The Pittodrie club – at which Strachan achieved iconic status through his playing role in the Alex Ferguson era that brought titles, cups and most memorably a European Cup Winners’ Cup triumph – have ensured that the story of Scottish football this season has been far from strictly demise-driven. Their uplifting tale has shown that, whatever the straitened circumstances of former powerhouse clubs, the game in this country has key clubs in ruddy health.

“We’d all want Hibs and Hearts to do the same as Aberdeen,” Strachan said of the fact his old club have enjoyed an upsurge in interest and gate receipts on the back of their League Cup success and challenge for second place. “They had 40,000 down in Glasgow for that final. It’s great for everyone – from you guys in the media to different businesses.
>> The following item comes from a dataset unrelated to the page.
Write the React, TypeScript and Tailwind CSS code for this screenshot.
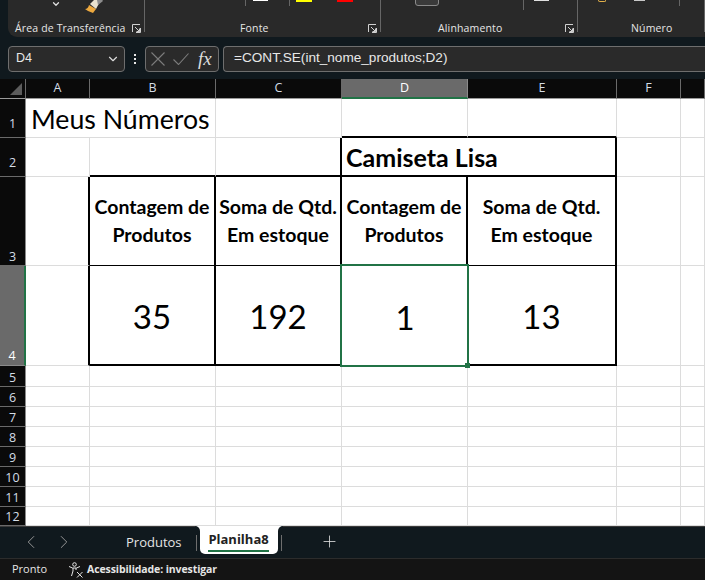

Hotels were full up with travelling fans. Even Tynecastle was great for the semi-final. It was buzzing. It would be great to have Hibs, Hearts and Rangers all back. We’d not have got 40,000 way back in our day.

“It’s not been a great time for Scottish football so all of this helps build it up again. I don’t think my Celtic friends would say it’s great for the cups to be spread around but the League Cup final was a great occasion at Celtic Park.”

And at the close of the campaign, clubs across the bottom six are enjoying increased attendances because of the battle to avoid the relegation play-offs. The threat of failure, as with success, sells in football.

“Rangers, Hearts, Hibs and Dundee could all be playing to get out of the Championship next season. You do feel for managers. But the stress at the top, or the excitement, is far more enjoyable than that stuff down at the bottom, trust me. I think the play-offs have kept everything alive. In the Premiership there is a fight over second and third and five teams involved at the bottom. I’m sure the five managers involved will be saying ‘what a rotten idea this is’ but for everyone else it has been great. Crowds are up and it’s been good. Whoever made that one up, it has been a good one.” Hibs are unlikely to offer any hurrahs on that front, certainly.